Now, we simply use the ggplot() function to plot the map. The values for longitude and latitude are the x and y values (similar to scales in a scatterplot). We use the group= option and tell R which coordinates belong to the same country, thereby forming the boundaries of that country. The group variable in the “Europe” dataframe has the same number for all coordinates belonging to the same country. The fill= argument selects the colors of the countries and the color = option selects the color of the boundaries between countries.

# plot base map of countries using polygons
ggplot(europe, aes(x = long, y = lat, group = group)) + 
geom_polygon(fill="lightgray", colour = "white")

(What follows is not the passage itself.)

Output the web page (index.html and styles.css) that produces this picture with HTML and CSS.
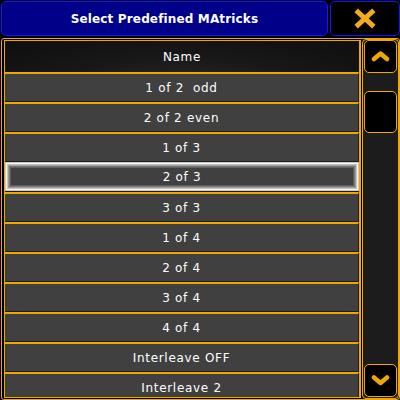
FILE: index.html
```html
<!DOCTYPE html>
<html>
<head>
<meta charset="utf-8">
<title>Select Predefined MAtricks</title>
<link rel="stylesheet" href="styles.css">
</head>
<body>
<div class="top">
    <div class="title">Select Predefined MAtricks</div>
    <div class="close">
        <svg width="70" height="35" viewBox="0 0 70 35">
            <g class="glow" stroke="#f2ab1c" stroke-width="5" stroke-linecap="square">
                <line x1="28" y1="11" x2="42" y2="24"/>
                <line x1="42" y1="11" x2="28" y2="24"/>
            </g>
        </svg>
    </div>
</div>
<div class="frame">
    <div class="list">
        <div class="head">Name</div>
        <div class="row">1 of 2  odd</div>
        <div class="row">2 of 2 even</div>
        <div class="row">1 of 3</div>
        <div class="row sel">2 of 3</div>
        <div class="row">3 of 3</div>
        <div class="row">1 of 4</div>
        <div class="row">2 of 4</div>
        <div class="row">3 of 4</div>
        <div class="row">4 of 4</div>
        <div class="row">Interleave OFF</div>
        <div class="row">Interleave 2</div>
    </div>
    <div class="scroll">
        <div class="btn">
            <svg width="31" height="31" viewBox="0 0 31 31">
                <polyline class="glow" points="9,18 15.5,12.5 22,18" fill="none" stroke="#f0a800" stroke-width="4.5" stroke-linecap="round" stroke-linejoin="round"/>
            </svg>
        </div>
        <div class="track"><div class="thumb"></div></div>
        <div class="btn">
            <svg width="31" height="31" viewBox="0 0 31 31">
                <polyline class="glow" points="9,12.5 15.5,18 22,12.5" fill="none" stroke="#f0a800" stroke-width="4.5" stroke-linecap="round" stroke-linejoin="round"/>
            </svg>
        </div>
    </div>
</div>
</body>
</html>
```

FILE: styles.css
```css
body {
    margin: 0;
    width: 400px;
    height: 400px;
    overflow: hidden;
    background: #000;
    color: #fff;
    font-family: "DejaVu Sans", sans-serif;
    font-size: 12px;
    letter-spacing: 0.7px;
}

.top {
    display: flex;
    gap: 2px;
    padding: 1px 0 0 1px;
    height: 35px;
}

.title {
    width: 327px;
    box-sizing: border-box;
    background: #000088;
    border: 1px solid #1414f5;
    border-radius: 5px;
    display: flex;
    align-items: center;
    justify-content: center;
    font-weight: bold;
    font-size: 12px;
    letter-spacing: 0.15px;
}

.close {
    width: 70px;
    box-sizing: border-box;
    background: #000;
    border: 1px solid #1414f5;
    border-radius: 5px;
    overflow: hidden;
}

.close svg {
    display: block;
    margin: -1px;
}

.glow {
    filter: blur(0.4px);
}

.frame {
    margin: 2px 0 0 1px;
    width: 399px;
    height: 362px;
    box-sizing: border-box;
    border: 1px solid #f0a800;
    border-radius: 3px;
    padding-left: 2px;
    display: flex;
    gap: 1px;
}

.list {
    width: 357px;
    margin: 1px 0;
    box-sizing: border-box;
    border: 1px solid #f0a800;
    border-right-width: 2px;
    overflow: hidden;
    background: #404040;
}

.head {
    height: 29px;
    padding-top: 2px;
    line-height: 29px;
    text-align: center;
    background: radial-gradient(ellipse at 50% 120%, #232323 0%, #171717 45%, #0e0e0e 100%);
}

.row {
    height: 26px;
    padding-top: 1px;
    line-height: 27px;
    text-align: center;
    white-space: pre;
    border-top: 2px solid #f0a800;
    border-bottom: 1px solid #1c1c1c;
    border-right: 1px solid #1c1c1c;
    background: #404040;
}

.row.sel {
    border-top: 0;
    height: 28px;
    line-height: 29px;
    border-right: 0;
    box-shadow: inset 0 0 0 1px #c8c8c8, inset 0 0 0 2px #f4f4f4, inset 0 0 0 3px #c4c4c4,
        inset 0 0 0 4px #9a9a9a, inset 0 0 0 5px #7a7a7a, inset 0 0 0 6px #5c5c5c;
}

.scroll {
    width: 37px;
    box-sizing: border-box;
    border: 1px solid #f0a800;
    border-radius: 4px;
    background: #1c1c1c;
    padding: 0 1px 1px;
    display: flex;
    flex-direction: column;
}

.btn {
    height: 33px;
    box-sizing: border-box;
    background: #000;
    border: 1px solid #f0a800;
    border-radius: 5px;
}

.btn svg {
    display: block;
}

.track {
    flex: 1;
}

.thumb {
    margin-top: 18px;
    height: 42px;
    box-sizing: border-box;
    background: #000;
    border: 1px solid #f0a800;
    border-radius: 5px;
}
```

Now, we want to use some of our data to be displayed in the map. Let’s create a new dataset containing the number of students enrolled at the university by their respective country of origin. Here, we need to be careful because our merging variable of interest – the country names – are not named the same in the new origin and europe datasets. Then we merge that data into our data frame containing all the geo-data. Once that is done, we add the variable that indicates whether students come from the country of interest to the fill= argument. We use the available variable we just created to exclude NA observations.

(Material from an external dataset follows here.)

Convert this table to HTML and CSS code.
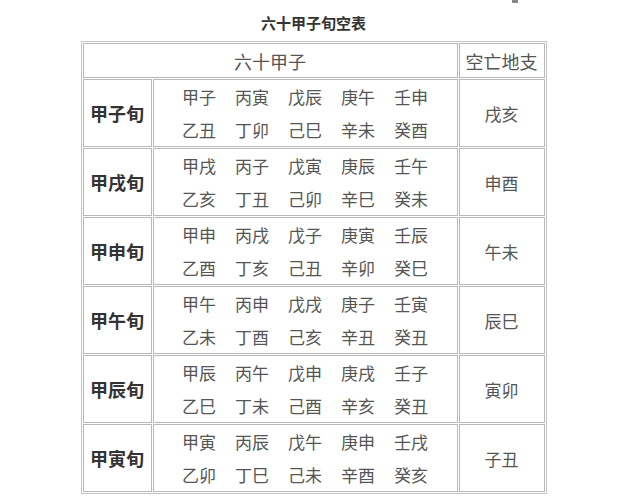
FILE: index.html
```html
<!DOCTYPE html>
<html lang="zh">
<head>
<meta charset="utf-8">
<title>六十甲子旬空表</title>
<link rel="stylesheet" href="styles.css">
</head>
<body>
<div class="mark"></div>
<h1 class="title">六十甲子旬空表</h1>
<table class="xun">
  <colgroup>
    <col class="c-label">
    <col class="c-pairs">
    <col class="c-kong">
  </colgroup>
  <tr class="head">
    <td colspan="2">六十甲子</td>
    <td>空亡地支</td>
  </tr>
  <tr>
    <th>甲子旬</th>
    <td class="pairs"><div class="grid"><span>甲子</span><span>丙寅</span><span>戊辰</span><span>庚午</span><span>壬申</span><span>乙丑</span><span>丁卯</span><span>己巳</span><span>辛未</span><span>癸酉</span></div></td>
    <td class="kong">戌亥</td>
  </tr>
  <tr>
    <th>甲戌旬</th>
    <td class="pairs"><div class="grid"><span>甲戌</span><span>丙子</span><span>戊寅</span><span>庚辰</span><span>壬午</span><span>乙亥</span><span>丁丑</span><span>己卯</span><span>辛巳</span><span>癸未</span></div></td>
    <td class="kong">申酉</td>
  </tr>
  <tr>
    <th>甲申旬</th>
    <td class="pairs"><div class="grid"><span>甲申</span><span>丙戌</span><span>戊子</span><span>庚寅</span><span>壬辰</span><span>乙酉</span><span>丁亥</span><span>己丑</span><span>辛卯</span><span>癸巳</span></div></td>
    <td class="kong">午未</td>
  </tr>
  <tr>
    <th>甲午旬</th>
    <td class="pairs"><div class="grid"><span>甲午</span><span>丙申</span><span>戊戌</span><span>庚子</span><span>壬寅</span><span>乙未</span><span>丁酉</span><span>己亥</span><span>辛丑</span><span>癸丑</span></div></td>
    <td class="kong">辰巳</td>
  </tr>
  <tr>
    <th>甲辰旬</th>
    <td class="pairs"><div class="grid"><span>甲辰</span><span>丙午</span><span>戊申</span><span>庚戌</span><span>壬子</span><span>乙巳</span><span>丁未</span><span>己酉</span><span>辛亥</span><span>癸丑</span></div></td>
    <td class="kong">寅卯</td>
  </tr>
  <tr>
    <th>甲寅旬</th>
    <td class="pairs"><div class="grid"><span>甲寅</span><span>丙辰</span><span>戊午</span><span>庚申</span><span>壬戌</span><span>乙卯</span><span>丁巳</span><span>己未</span><span>辛酉</span><span>癸亥</span></div></td>
    <td class="kong">子丑</td>
  </tr>
</table>
</body>
</html>
```

FILE: styles.css
```css
html, body {
  margin: 0;
  padding: 0;
  background: #ffffff;
}
body {
  font-family: "Noto Sans CJK SC", "Noto Sans", sans-serif;
  color: #555;
}
.mark {
  width: 6px;
  height: 3px;
  margin-left: 512px;
  background: #888;
}
.title {
  margin: 11px 0 9px 0;
  font-size: 15px;
  line-height: 18px;
  font-weight: bold;
  color: #333;
  text-align: center;
}
.xun {
  margin: 0 auto;
  border: 1px solid #c4c4c4;
  border-collapse: separate;
  border-spacing: 1px;
  table-layout: fixed;
  width: 466px;
}
.c-label { width: 69px; }
.c-pairs { width: 305px; }
.c-kong { width: 86px; }
.xun td, .xun th {
  border: 1px solid #b8b8b8;
  padding: 0;
  text-align: center;
  vertical-align: middle;
}
.head td {
  height: 33px;
  font-size: 18px;
  line-height: 20px;
  color: #555;
}
.xun th {
  height: 66px;
  font-size: 18px;
  font-weight: bold;
  color: #333;
}
.kong {
  font-size: 17px;
}
.grid {
  display: grid;
  grid-template-columns: repeat(5, 35px);
  column-gap: 18px;
  justify-content: center;
  font-size: 17px;
  line-height: 33px;
  white-space: nowrap;
}
```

## now merge other info from our dataset
# prepare data
origin <- students %>% group_by(cob) %>% summarise(students = n()) 

# merge data
studentorigin <- merge(origin, europe, by.x="cob", by.y="region", all=TRUE) %>%
  mutate(available = case_when(!is.na(students) ~ 1,
                               TRUE ~ 0)) %>%
  mutate(available = as.factor(available)) %>%
  arrange(order)

# Plot with countries where students are from
ggplot(studentorigin, aes(x = long, y = lat, group=group)) +
  geom_polygon(aes(group=group, fill=available), color="white")  

# Plot color by how many student come from there
ggplot(studentorigin, aes(x = long, y = lat, group=group)) +
  geom_polygon(aes(group=group, fill=students), color="white") 

Now, we also want to display the number of students from each country inside each country. This requires some extra steps. Our dataset currently has many rows for one country (i.e. many coordinates for the boundaries). We want to display the number of students in the middle of each country. Currently, we do not have that coordinate. We can get an approximation of the centroid (middle of a map) by simply averaging the coordinates by country. It is not perfect but works in some cases.

# let's try to add the number for each country
studentorigin1 <- studentorigin %>% group_by(cob, group, students) %>%
  summarise(long = mean(long, na.rm = TRUE),
             lat = mean(lat, na.rm = TRUE))

Now, just like we did in previous sessions, we add the geom_text()function. Note that this function now uses a different dataset than in the ggplot() argument. VoilC , does not look bad at all.

ggplot(studentorigin, aes(x = long, y = lat)) + 
  geom_polygon(aes(group=group, fill=students), color="white") +
  geom_text(data = studentorigin1, mapping = aes(x=long, y=lat, label=students)) +
  labs(fill="# of students",
       title= "Student origin",
       subtitle= "Number of students by country of origin",
       caption= "Uni of Potsdam, 2021")

Tip: In case you need a quick refresher sometime in the future or just want a good summary of what you have learned so far including things you have not learned but might be good to know, click here to see ggplot's cheat sheet.


9.3 Exercises I (based on class data)

Last week, the Board of Education seemed mildly impressed by your visualization skills. To truly knock them off their socks, you need to do up your game. One task in the past was to show the distribution of term durations by country of origin. Back then, we used graphs. Since we learned to visualize maps this week, we should also be able to map the mean term duration per country of origin! Also, your employer will probably be impressed by the sudden increase in your skills.

  1. Plot the mean term duration per country of origin.

    1. First, you need to create a dataframe of Europe containing the coordinates of every country. For that subtask, you will first need to produce a character vector with the European country names.

    2. Next, instead of counting the number of students by country, please get the mean term duration by country. Don’t forget to exclude NA values.

    3. Now you need to merge the two dataframes. Don't forget to arrange the order of the coordinates, unless you desire a sketchy map.

    4. All you need to do now is to do the mapping. Don’t forget to make it look pretty: exclude axes ticks and text, label the gradient box, think of concise title.

  2. Your employer and the Board of Education are very pleased with your results. To mark the occasion, they invite you to your favorite food place. However, that is not quite the end of the story already. There is one last test: They want you to list four different food places and map the University of Potsdam and your favorite food places in Potsdam/Berlin. You don’t know why you would need to do such a thing if you could just use Google Maps to produce the same image, but you suspect there is more to this than one might think, so you just abide.

    1. First, you need to create a map of Berlin.

    2. Now It is time to get the coordinates of the University of Potsdam and your 4 favorite food places. Choose any places in or between Berlin and Potsdam.

    3. Lastly, you must merge these two vectors to create a dataframe.

    4. Don’t forget to make the plot “pretty!” (see definition above)


9.4 Exercises II (based on your own data)

  1. Plot a specific location on a map that could be relevant to your project/ dataset. For example, if you have education data, plot the location of a school. If you have country data, plot a capitol, and so on.

  2. If your data includes information on countries (or you could aggregate to the country level), go ahead and produce a heat map containing any relevant information across country. If your dataset does not include data on countries, find data online and create a map for countries. Hint: the gapminder dataset is a good one.